Information provided
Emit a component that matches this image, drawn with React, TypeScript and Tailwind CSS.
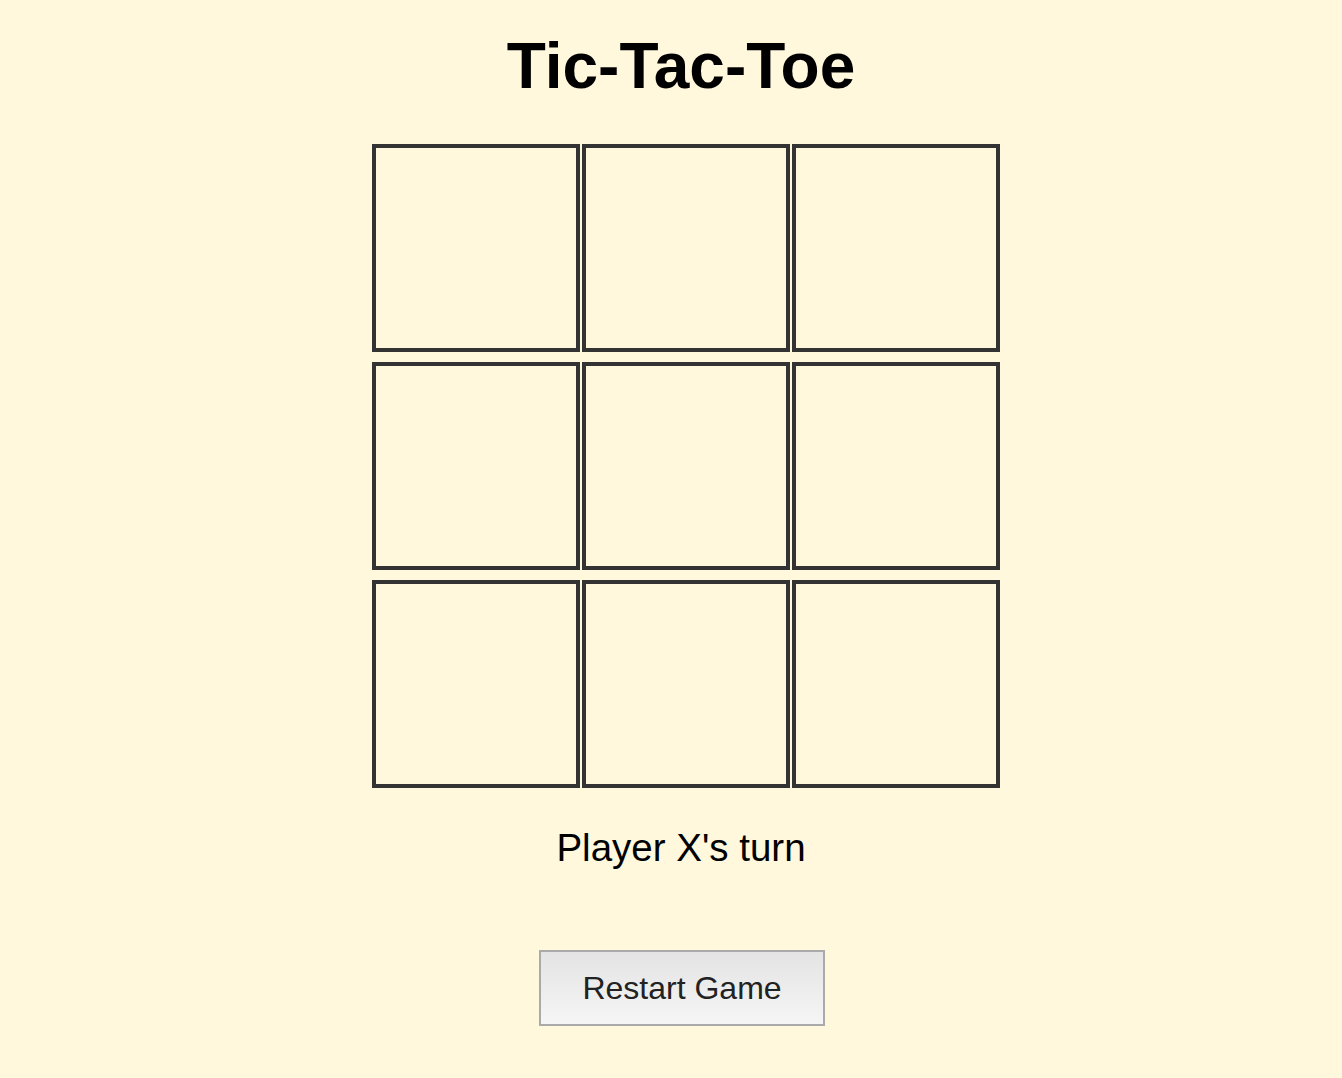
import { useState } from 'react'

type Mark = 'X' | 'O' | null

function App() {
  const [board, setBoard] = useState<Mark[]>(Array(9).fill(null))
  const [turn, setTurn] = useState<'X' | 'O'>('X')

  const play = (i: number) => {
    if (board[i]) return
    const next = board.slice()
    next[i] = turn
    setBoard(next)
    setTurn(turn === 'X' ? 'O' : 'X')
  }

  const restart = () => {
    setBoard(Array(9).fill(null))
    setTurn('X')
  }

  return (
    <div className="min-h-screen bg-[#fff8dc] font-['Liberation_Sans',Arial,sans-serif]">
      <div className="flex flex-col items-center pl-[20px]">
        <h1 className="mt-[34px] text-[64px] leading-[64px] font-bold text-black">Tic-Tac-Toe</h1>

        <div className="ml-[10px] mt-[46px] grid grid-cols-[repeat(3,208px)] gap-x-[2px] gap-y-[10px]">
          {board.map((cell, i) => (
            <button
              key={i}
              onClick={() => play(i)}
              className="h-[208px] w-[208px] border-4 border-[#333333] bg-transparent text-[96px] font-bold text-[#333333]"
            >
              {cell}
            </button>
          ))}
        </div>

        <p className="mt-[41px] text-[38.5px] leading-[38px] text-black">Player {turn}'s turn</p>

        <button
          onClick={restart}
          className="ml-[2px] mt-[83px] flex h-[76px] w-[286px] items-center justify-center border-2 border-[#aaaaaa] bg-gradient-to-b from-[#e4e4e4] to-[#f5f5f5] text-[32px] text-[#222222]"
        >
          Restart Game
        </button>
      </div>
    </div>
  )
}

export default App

Goal
All of the lines above should be printed exactly, minus the pictures.

Expected answer
Emit a component that matches this image, drawn with React, TypeScript and Tailwind CSS.
import { useState } from 'react'

type Mark = 'X' | 'O' | null

function App() {
  const [board, setBoard] = useState<Mark[]>(Array(9).fill(null))
  const [turn, setTurn] = useState<'X' | 'O'>('X')

  const play = (i: number) => {
    if (board[i]) return
    const next = board.slice()
    next[i] = turn
    setBoard(next)
    setTurn(turn === 'X' ? 'O' : 'X')
  }

  const restart = () => {
    setBoard(Array(9).fill(null))
    setTurn('X')
  }

  return (
    <div className="min-h-screen bg-[#fff8dc] font-['Liberation_Sans',Arial,sans-serif]">
      <div className="flex flex-col items-center pl-[20px]">
        <h1 className="mt-[34px] text-[64px] leading-[64px] font-bold text-black">Tic-Tac-Toe</h1>

        <div className="ml-[10px] mt-[46px] grid grid-cols-[repeat(3,208px)] gap-x-[2px] gap-y-[10px]">
          {board.map((cell, i) => (
            <button
              key={i}
              onClick={() => play(i)}
              className="h-[208px] w-[208px] border-4 border-[#333333] bg-transparent text-[96px] font-bold text-[#333333]"
            >
              {cell}
            </button>
          ))}
        </div>

        <p className="mt-[41px] text-[38.5px] leading-[38px] text-black">Player {turn}'s turn</p>

        <button
          onClick={restart}
          className="ml-[2px] mt-[83px] flex h-[76px] w-[286px] items-center justify-center border-2 border-[#aaaaaa] bg-gradient-to-b from-[#e4e4e4] to-[#f5f5f5] text-[32px] text-[#222222]"
        >
          Restart Game
        </button>
      </div>
    </div>
  )
}

export default App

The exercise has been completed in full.